You’re really missing the point. No one is upset that Ted Kennedy got into a car accident, they are upset that he fled the scene and waited to inform the authorities.
Snopes says there’s no evidence she was drinking whatsoever. It’s more likely that she was gabbing (there was another teenage girl in the car) and simply didn’t see the oncoming vehicle.
So your concern is not related to person’s dying in accidents caused by others, but rather arises out of whether the person causing the accident reports it in a timely manner.
Well, some say timeliness is next to godliness, so you are welcome to your opinion, but try not to pretend that your concern is for the person who died.
Laura Bush went through a stop sign, took a life, didn’t get so much as a ticket, never expressed a public regret, did not keep her out of the white house.
Ted Kennedy, missed a turn, (confused from bump on head, did not call ems promptly), took a life, trialed in court, convicted in the press, never allowed to forget it, kept him out of the white house, expressed nothing but regret his entire career.
I’m not debating whether either was guilty of anything criminal, they were accidents, after all.
But it’s amusing to watch the Right’s outrage over one and complete equivocation of the other.
However, Laura Welch (as she then was) was not a public figure at the time of the accident.
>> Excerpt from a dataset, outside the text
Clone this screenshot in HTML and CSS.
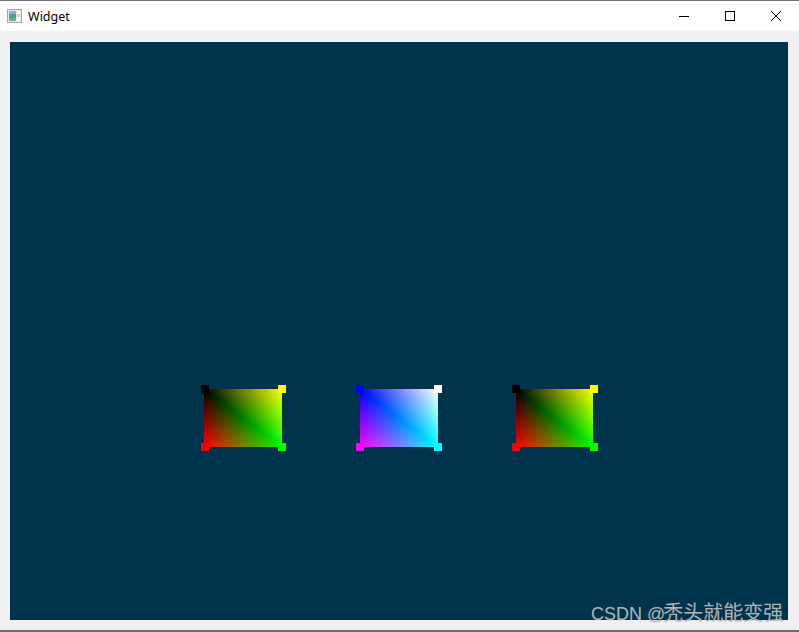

She was the daughter of a well-to-do real estate magnate, but I doubt she was any more famous than you or I. Expecting an expression of “public regret” is ridiculous- although she certainly has expressed regret on the record.
Moreover, she is not now and has never been a candidate for public office. It doesn’t matter if she clubbed Michael Vick’s rottweiler puppies for him; her criminal record has no bearing on her husband’s election, unless the voters choose to make it an issue.
Now, seriously, shut up. You’re making our side look bad. Worse, you’re making us look stupid.
But to put a finer point on it. The death of Michael Douglas who seemed to be a promising young man in a fatal collision when Laura Bush should have stopped is a terrible tragedy. Yes, I feel just as bad for him and his family as I do for Mary Jo Kopechne. I cannot imagine how horrible it must have been for his Father driving in the car behind him to watch his son get killed like that. I hope I never have to deal with something like that.
How is that a denial? What you are saying that means and what it means are not the same thing. If we paid significantly less it’s likely Canada would have to pay more. That’s hardly subsidization.
Subsidization, that word, it does not mean what you think it means.
Maybe. Of course, I’d say a person that has just suffered a concussion doesn’t below near the “trigger.” It’s possible that some of his actions post-crash were the result of a brain addled by impact, not substance abuse. But that truly is a “we’ll never know” proposition.